Tal vez el apego más intenso sea el que le profesamos al propio apego, a tener algo que querer. Quizá no sean tan importantes los deseos concretos, las cosas que pretendemos apropiarnos, como la intensidad misma del desear, la fuerza del hacer acopio. Tal vez lo único que anhelemos sea la oportunidad de anhelar, de acariciar nuestras querencias en secreto, igual que se disfruta la mera contemplación de un tesoro, estremecidos por el asombro de saberlo nuestro.
Ya nos recordó Kundera que la existencia es un estado insoportablemente leve. Camus habló de un salto absurdo entre la nada y la nada, una circunstancia más en un cosmos frío e indiferente, antes de la desaparición absoluta. Y Heidegger nos hizo reparar en que el ser es una cosa endeble, sin profundidad, sin consistencia, que avanza inexorablemente hacia el abismo de su anulación eterna. ¿Cómo afrontar esa condición sin sentirnos angustiosamente ingrávidos, triviales, huecos, como hojarasca a punto de salir volando con el primer viento?
No es extraño que busquemos pesos que ponernos en los pies, que ansiemos anclas que nos fijen en el mundo y nos hagan sentir enraizados en él. Eso son los apegos: ilusiones de consistencia, de contenido, de sentido, de gravedad. Algo que, al proclamarlo nuestro, nos trae un agarradero al que aferrarnos en medio del oleaje. Cuando nos aman, sucede el milagro de que alguien nos ve; cuando amamos, son nuestros ojos los que ven, y nuestras manos las que se aferran desesperadamente al mundo.
La soledad, tan grata y plácida, tiene un reverso devastador: carece de anclas. Aunque engrosa nuestro ego —vivimos sumidos en él—, adelgaza su presencia. La soledad protege, pero no proyecta: solo nos impulsa el amor, solo nos da cuerpo el apego. Un cuerpo que se paga, como nos reveló Buda, con sufrimiento, pero, ¡qué dulce sufrimiento, cuánta nostalgia que deshojar frente a la desoladora inmensidad!
El avaricioso se distrae de su levedad apropiándose de objetos. Intenta aliviar la ligereza del ser con la solidez material del tener. No lo consigue, claro: siempre hay que tener más. Pero, entretanto, se refugia en su fantasía de riqueza.

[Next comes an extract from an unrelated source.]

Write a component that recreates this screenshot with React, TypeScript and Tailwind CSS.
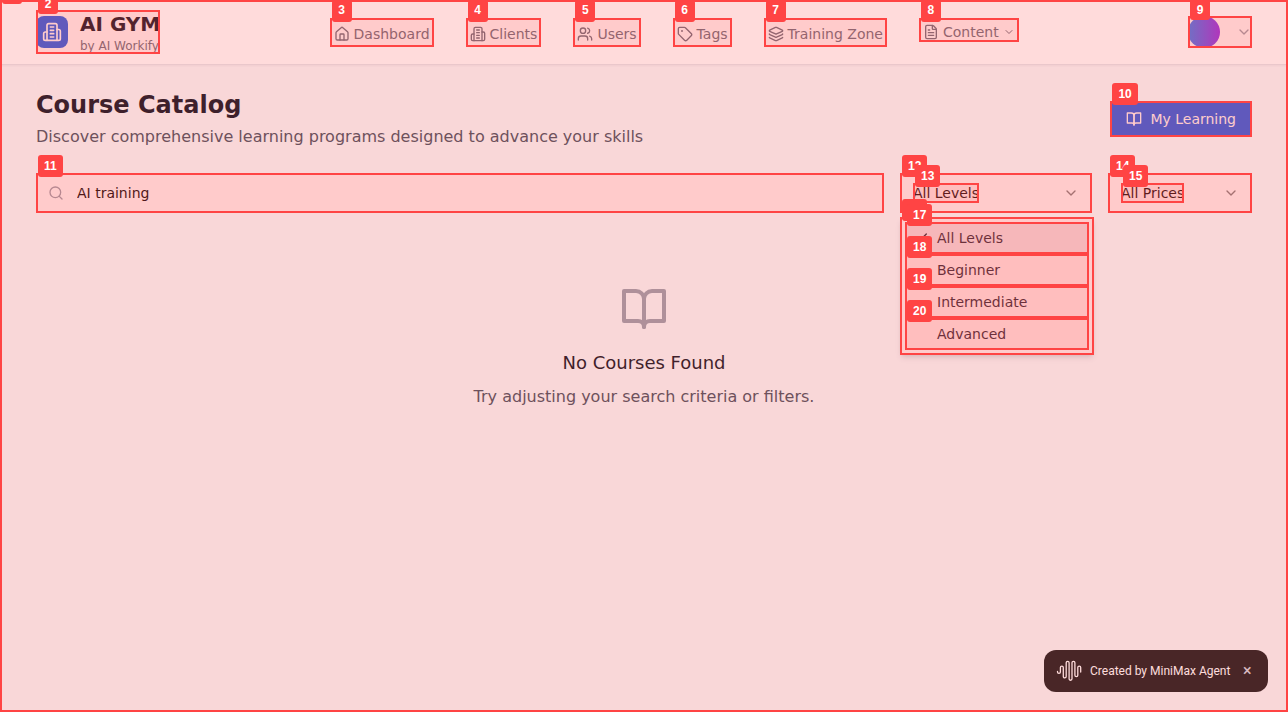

Queremos, pues, soñar, desear, esperar, creer, entregarnos, depender, sentir que se nos busca. ¿Habrá quien pueda librarse de esa debilidad, quien no tenga ya miedo a la disgregación, quien asuma decididamente la levedad del ser y ya no haya de buscarle subterfugios? Quizá sí. Los maestros se han desprendido del apego porque ya no gravitan en el yo, porque ya se sienten nada y han llegado más allá, a la pura presencia que observa sin querer ni esperar. Ya no tienen hambre de apego porque ya no queda en ellos nada que ansíe apegarse. Admiten, asumen la levedad, y eso les permite entregarse a ella sin reclamarle nada más.

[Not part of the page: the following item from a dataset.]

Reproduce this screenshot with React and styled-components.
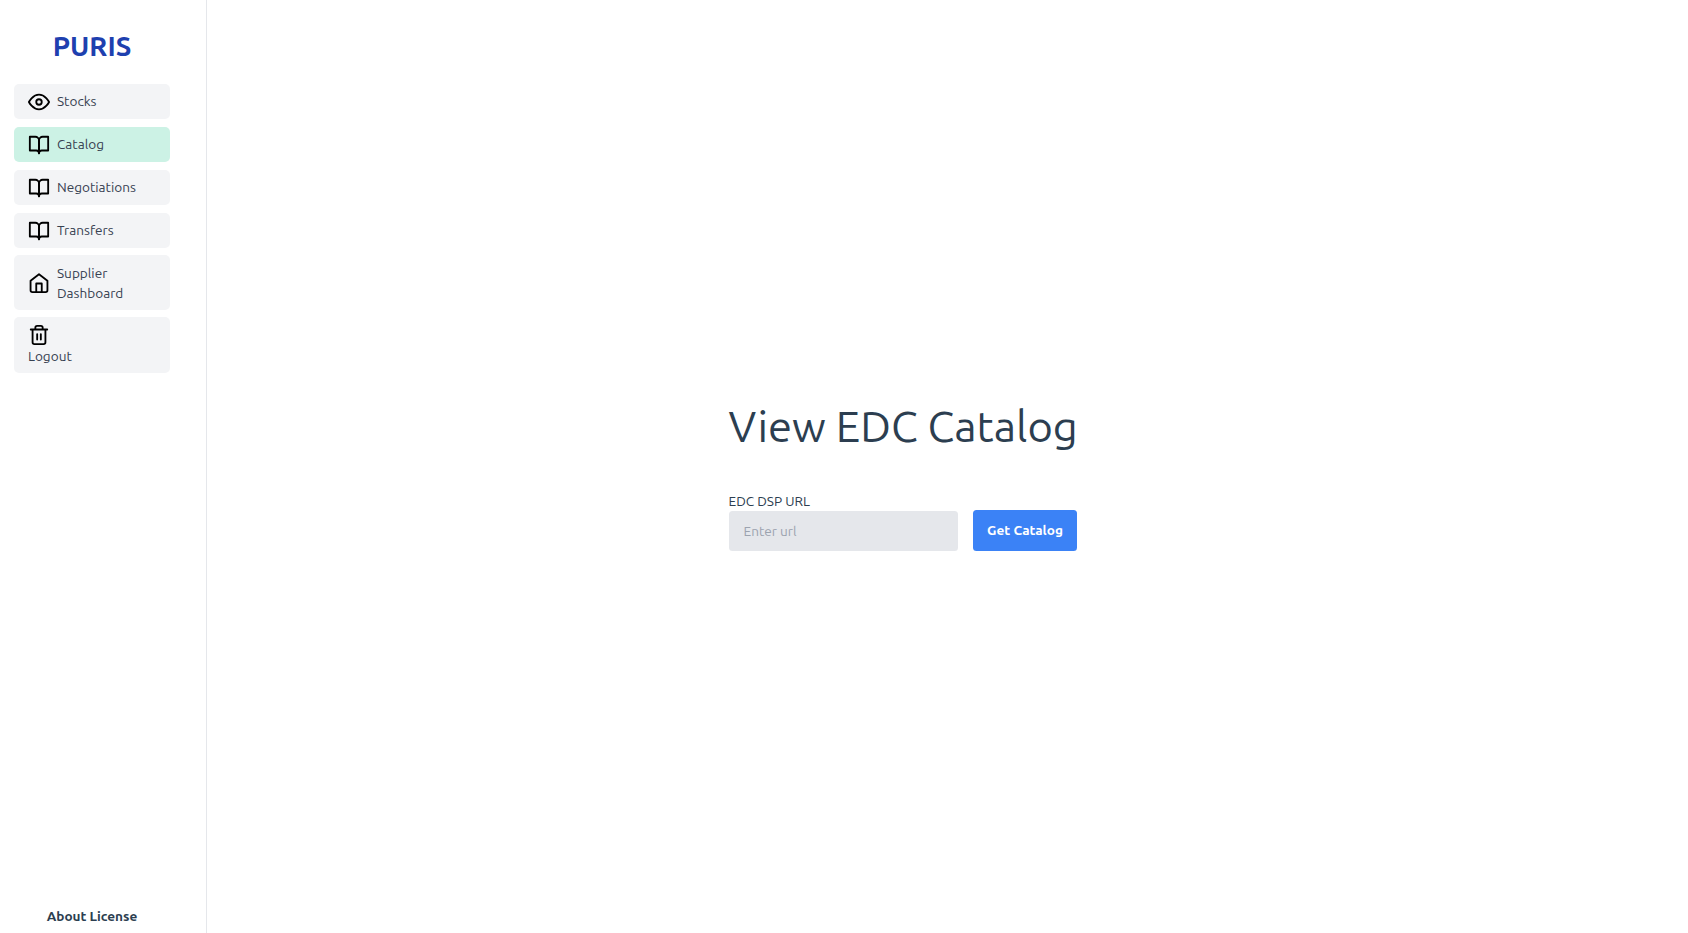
import React from "react";
import styled, { createGlobalStyle } from "styled-components";

const GlobalStyle = createGlobalStyle`
  *, *::before, *::after { box-sizing: border-box; }
  body {
    margin: 0;
    background: #fff;
    color: #2c3e50;
    font-family: Ubuntu, "Noto Sans", sans-serif;
    font-size: 13.6px;
  }
`;

const Page = styled.div`
  display: flex;
  height: 100vh;
`;

const Sidebar = styled.aside`
  display: flex;
  flex-direction: column;
  width: 207px;
  padding: 28px 36px 7px 14px;
  border-right: 1px solid #e5e7eb;
`;

const Brand = styled.div`
  height: 36px;
  margin-bottom: 20px;
  line-height: 36px;
  text-align: center;
  color: #1e40af;
  font-size: 27.5px;
  font-weight: 700;
`;

const Nav = styled.nav`
  display: flex;
  flex-direction: column;
  gap: 8px;
  flex: 1;
`;

const NavItem = styled.a`
  display: flex;
  flex-direction: ${(p) => (p.$stacked ? "column" : "row")};
  align-items: ${(p) => (p.$stacked ? "flex-start" : "center")};
  gap: ${(p) => (p.$stacked ? "0" : "7px")};
  height: ${(p) => p.$height || 35}px;
  margin-top: ${(p) => (p.$height ? "-1px" : "0")};
  padding: 7px 14px;
  border-radius: 5px;
  background: ${(p) => (p.$active ? "#ccf2e5" : "#f3f4f6")};
  color: #374151;
  line-height: 20px;
  text-decoration: none;
`;

const NavText = styled.span`
  margin-bottom: ${(p) => (p.$tall ? 0 : 1)}px;
`;

const Icon = styled.svg`
  flex: none;
  width: 22px;
  height: 22px;
  fill: none;
  stroke: #000;
  stroke-width: 2;
  stroke-linecap: round;
  stroke-linejoin: round;
`;

const Footer = styled.footer`
  line-height: 20px;
  text-align: center;
  font-weight: 700;
`;

const Main = styled.main`
  display: flex;
  flex: 1;
  flex-direction: column;
  align-items: center;
  padding: 397px 90px 0 0;
`;

const Content = styled.section`
  width: 348px;
`;

const Title = styled.h1`
  margin: 0 0 36px;
  font-size: 43.5px;
  font-weight: 400;
  line-height: 58px;
  white-space: nowrap;
`;

const Form = styled.form`
  display: flex;
  align-items: flex-end;
  gap: 15px;
`;

const Field = styled.div`
  display: flex;
  flex-direction: column;
  width: 229px;
`;

const Label = styled.label`
  line-height: 20px;
`;

const Input = styled.input`
  height: 40px;
  padding: 0 15px;
  border: 0;
  border-radius: 3.5px;
  background: #e5e7eb;
  font: inherit;
  &::placeholder { color: #9ca3af; opacity: 1; }
`;

const Button = styled.button`
  width: 104px;
  height: 41px;
  padding: 0 0 2px 1px;
  border: 0;
  border-radius: 3.5px;
  background: #3b82f6;
  color: #fff;
  font: inherit;
  font-weight: 700;
  white-space: nowrap;
`;

const icons = {
  eye: (
    <>
      <path d="M1 12s4-8 11-8 11 8 11 8-4 8-11 8-11-8-11-8z" />
      <circle cx="12" cy="12" r="3" />
    </>
  ),
  book: (
    <>
      <path d="M2 3h6a4 4 0 0 1 4 4v14a3 3 0 0 0-3-3H2z" />
      <path d="M22 3h-6a4 4 0 0 0-4 4v14a3 3 0 0 1 3-3h7z" />
    </>
  ),
  home: (
    <>
      <path d="M2.8 9.5l9.2-7 9.2 7V20a2 2 0 0 1-2 2H4.8a2 2 0 0 1-2-2z" />
      <path d="M9 22V12.5h6V22" />
    </>
  ),
  trash: (
    <>
      <path d="M3 6h18M19 6v14a2 2 0 0 1-2 2H7a2 2 0 0 1-2-2V6m3 0V4a2 2 0 0 1 2-2h4a2 2 0 0 1 2 2v2" />
      <path d="M10 11v6M14 11v6" />
    </>
  ),
};

const items = [
  { icon: "eye", label: "Stocks" },
  { icon: "book", label: "Catalog", active: true },
  { icon: "book", label: "Negotiations" },
  { icon: "book", label: "Transfers" },
  { icon: "home", label: "Supplier Dashboard", height: 55 },
  { icon: "trash", label: "Logout", height: 56, stacked: true },
];

export default function App() {
  return (
    <Page>
      <GlobalStyle />
      <Sidebar>
        <Brand>PURIS</Brand>
        <Nav>
          {items.map((it) => (
            <NavItem key={it.label} $active={it.active} $height={it.height} $stacked={it.stacked}>
              <Icon viewBox="0 0 24 24">{icons[it.icon]}</Icon>
              <NavText $tall={Boolean(it.height)}>{it.label}</NavText>
            </NavItem>
          ))}
        </Nav>
        <Footer>About License</Footer>
      </Sidebar>
      <Main>
        <Content>
          <Title>View EDC Catalog</Title>
          <Form>
            <Field>
              <Label htmlFor="url">EDC DSP URL</Label>
              <Input id="url" placeholder="Enter url" />
            </Field>
            <Button type="button">Get Catalog</Button>
          </Form>
        </Content>
      </Main>
    </Page>
  );
}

“Vivo sin vivir en mí”: la paradoja del místico cobra sentido. La vida se le ha convertido en un mero suceder sin sujeto; y si no hay sujeto, si no queda más que un simple devenir, uno ya puede desentenderse de sí mismo, de su rosario de esperas y carencias. Uno puede entregarse a la pura vida: “El sendero existe, pero nadie que lo recorra”, reza un sermón budista.

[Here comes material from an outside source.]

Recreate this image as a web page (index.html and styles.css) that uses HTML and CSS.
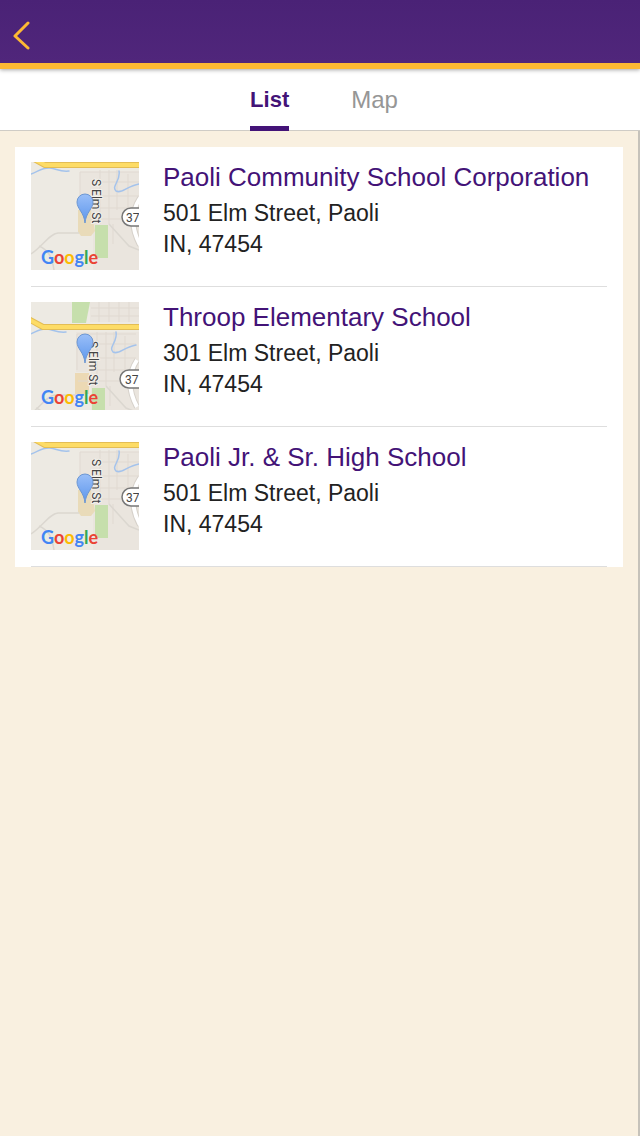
FILE: index.html
```
<!DOCTYPE html>
<html lang="en">
<head>
  <meta charset="UTF-8">
  <meta name="viewport" content="width=device-width, initial-scale=1.0">
  <title>Locations</title>
  <link rel="stylesheet" href="styles.css">
</head>
<body>
<!-- Shared map drawings -->
<svg class="defs" width="0" height="0" aria-hidden="true">
  <defs>
    <linearGradient id="pinFill" x1="0" y1="0" x2="0" y2="1">
      <stop offset="0" stop-color="#9abff8"/>
      <stop offset="1" stop-color="#5b95ec"/>
    </linearGradient>
    <g id="streets" fill="none">
      <path d="M49 10H108M64 20H108M64 34H108M64 46H108M50 57H108M69 8V62M78 8V62M86 8V48M97 12V58M82 62V82M49 10V46" stroke="#e0d9d1" stroke-width="1"/>
      <path d="M0 92C12 84 18 72 27 71H48M8 84C17 88 21 94 23 108M78 62L98 84L108 88" stroke="#dbd7d0" stroke-width="1.5"/>
      <path d="M109 36C100 50 100 66 109 83" stroke="#d6d1ca" stroke-width="6"/>
      <path d="M109 36C100 50 100 66 109 83" stroke="#fff" stroke-width="4"/>
    </g>
    <g id="river" fill="none" stroke="#a4c3ec" stroke-width="1.5" stroke-linecap="round">
      <path d="M0 12C8 9 12 5 19 6S29 10 38 9"/>
      <path d="M88 9C90 19 80 24 85 29C91 32 96 24 108 22"/>
    </g>
    <g id="highway" fill="none" stroke-linejoin="round">
      <path d="M-8 -9L14 3H112" stroke="#e3bd55" stroke-width="6"/>
      <path d="M-8 -9L14 3H112" stroke="#fddc66" stroke-width="4"/>
    </g>
    <g id="pin">
      <path d="M54 61C53 50 46 47 46 40A8 8 0 0 1 62 40C62 47 55 50 54 61Z" fill="url(#pinFill)" stroke="#6d97d2" stroke-width="1"/>
    </g>
  </defs>
</svg>

<header class="header">
  <button class="back" type="button" aria-label="Back">
    <svg width="18" height="30" viewBox="0 0 18 30" fill="none" stroke="#fdb933" stroke-width="3" stroke-linecap="round" stroke-linejoin="round"><path d="M16 3L3 16L16 28"/></svg>
  </button>
</header>

<nav class="tabs">
  <a class="tab active" href="#list">List</a>
  <a class="tab" href="#map">Map</a>
</nav>

<main class="content">
  <ul class="locations" id="list">
    <li class="location">
      <svg class="thumb" viewBox="0 0 108 108" role="img" aria-label="Map of 501 Elm Street">
        <rect width="108" height="108" fill="#edeae3"/>
        <path d="M49 10H108V108H62V62H49Z" fill="#eae5de"/>
        <path d="M47 48H60L64 69L60 74H50L47 70Z" fill="#e9dbb9"/>
        <path d="M64 63H77V96H64Z" fill="#c6dfac"/>
        <use href="#streets"/>
        <use href="#river"/>
        <use href="#highway"/>
        <rect x="91" y="46" width="30" height="18" rx="9" fill="#fff" stroke="#777" stroke-width="1.5"/>
        <text class="route" x="95" y="60">37</text>
        <text class="street" transform="translate(61 17) rotate(90)">S Elm St</text>
        <use href="#pin"/>
        <text class="google" x="10" y="102"><tspan class="blue">G</tspan><tspan class="red">o</tspan><tspan class="yellow">o</tspan><tspan class="blue">g</tspan><tspan class="green">l</tspan><tspan class="red">e</tspan></text>
      </svg>
      <div class="info">
        <h2 class="name">Paoli Community School Corporation</h2>
        <p class="address">501 Elm Street, Paoli<br>IN, 47454</p>
      </div>
    </li>
    <li class="location">
      <svg class="thumb" viewBox="0 0 108 108" role="img" aria-label="Map of 301 Elm Street">
        <rect width="108" height="108" fill="#edeae3"/>
        <path d="M41 0H59L55 21H41Z" fill="#c6dfac"/>
        <path d="M45 30H108V108H60V70H45Z" fill="#eae5de"/>
        <path d="M59 0H108V20H59Z" fill="#eae5de"/>
        <path d="M68 0V20M78 0V20M88 0V20M98 0V20M60 6H108M60 14H108" stroke="#e0d9d1" fill="none"/>
        <path d="M44 71H58V92H44Z" fill="#ecd9b4"/>
        <path d="M61 86H74V108H61Z" fill="#c6dfac"/>
        <use href="#streets" x="-3" y="22"/>
        <use href="#river" x="-3" y="21"/>
        <use href="#highway" x="-2" y="22"/>
        <rect x="89" y="68" width="30" height="18" rx="9" fill="#fff" stroke="#777" stroke-width="1.5"/>
        <text class="route" x="94" y="82">37</text>
        <text class="street" transform="translate(58 39) rotate(90)">S Elm St</text>
        <use href="#pin"/>
        <text class="google" x="10" y="102"><tspan class="blue">G</tspan><tspan class="red">o</tspan><tspan class="yellow">o</tspan><tspan class="blue">g</tspan><tspan class="green">l</tspan><tspan class="red">e</tspan></text>
      </svg>
      <div class="info">
        <h2 class="name">Throop Elementary School</h2>
        <p class="address">301 Elm Street, Paoli<br>IN, 47454</p>
      </div>
    </li>
    <li class="location">
      <svg class="thumb" viewBox="0 0 108 108" role="img" aria-label="Map of 501 Elm Street">
        <rect width="108" height="108" fill="#edeae3"/>
        <path d="M49 10H108V108H62V62H49Z" fill="#eae5de"/>
        <path d="M47 48H60L64 69L60 74H50L47 70Z" fill="#e9dbb9"/>
        <path d="M64 63H77V96H64Z" fill="#c6dfac"/>
        <use href="#streets"/>
        <use href="#river"/>
        <use href="#highway"/>
        <rect x="91" y="46" width="30" height="18" rx="9" fill="#fff" stroke="#777" stroke-width="1.5"/>
        <text class="route" x="95" y="60">37</text>
        <text class="street" transform="translate(61 17) rotate(90)">S Elm St</text>
        <use href="#pin"/>
        <text class="google" x="10" y="102"><tspan class="blue">G</tspan><tspan class="red">o</tspan><tspan class="yellow">o</tspan><tspan class="blue">g</tspan><tspan class="green">l</tspan><tspan class="red">e</tspan></text>
      </svg>
      <div class="info">
        <h2 class="name">Paoli Jr. &amp; Sr. High School</h2>
        <p class="address">501 Elm Street, Paoli<br>IN, 47454</p>
      </div>
    </li>
  </ul>
</main>
</body>
</html>
```
FILE: styles.css
```
* { box-sizing: border-box; }
body {
  margin: 0;
  min-height: 100vh;
  display: flex;
  flex-direction: column;
  background: #f9f0e0;
  font-family: "Liberation Sans", Arial, sans-serif;
  color: #222;
}
.defs { position: absolute; }

/* Header */
.header {
  position: relative;
  z-index: 1;
  display: flex;
  background: linear-gradient(#4a2276, #50267b);
  border-bottom: 6px solid #fdb933;
  box-shadow: 0 1px 4px rgba(0,0,0,0.35);
}
.back {
  padding: 20px 12px 13px;
  border: none;
  background: none;
  cursor: pointer;
}
.back svg { display: block; }

/* Tabs */
.tabs {
  display: flex;
  justify-content: center;
  gap: 62px;
  padding-left: 8px;
  background: #fff;
  border-bottom: 1px solid #cfccc6;
}
.tab {
  height: 62px;
  margin-bottom: -1px;
  line-height: 62px;
  font-size: 24px;
  color: #969696;
  text-decoration: none;
}
.tab.active {
  font-size: 22px;
  font-weight: 700;
  color: #431377;
  border-bottom: 5px solid #431377;
}

/* List */
.content {
  flex: 1;
  padding: 16px 15px;
  border-right: 2px solid #c6c2ba;
}
.locations {
  margin: 0;
  padding: 0 16px;
  background: #fff;
  list-style: none;
}
.location {
  display: flex;
  gap: 24px;
  padding: 15px 0 16px;
  border-bottom: 1px solid #dedede;
}
.thumb {
  flex: none;
  width: 108px;
  height: 108px;
}
.info { min-width: 0; }
.name {
  margin: 0 0 6px;
  font-size: 26px;
  font-weight: 400;
  line-height: 30px;
  color: #431377;
}
.address {
  margin: 0;
  font-size: 23px;
  line-height: 31px;
}

/* Map labels */
.route {
  font-family: Roboto, sans-serif;
  font-size: 12px;
  fill: #444;
}
.street {
  font-family: Roboto, sans-serif;
  font-size: 12px;
  fill: #444;
  stroke: #f3f0ea;
  stroke-width: 2px;
  paint-order: stroke;
}
.google {
  font-family: Lato, "Liberation Sans", sans-serif;
  font-size: 18px;
  font-weight: 700;
}
.blue { fill: #4285f4; }
.red { fill: #ea4335; }
.yellow { fill: #fbbc05; }
.green { fill: #34a853; }
```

Pero tal vez ese estado no se halle al alcance de todos nosotros. Hay que ser muy valiente o muy loco para llegar hasta ahí: para la mayoría, el Todo sigue pareciendo algo demasiado grande, y por eso necesitamos seguir mendigando ternura, agarrarnos a algo en la corriente ciega del devenir, notar el impacto —efímero pero contundente— de la materia y la presencia. Aún tenemos hambre de apego.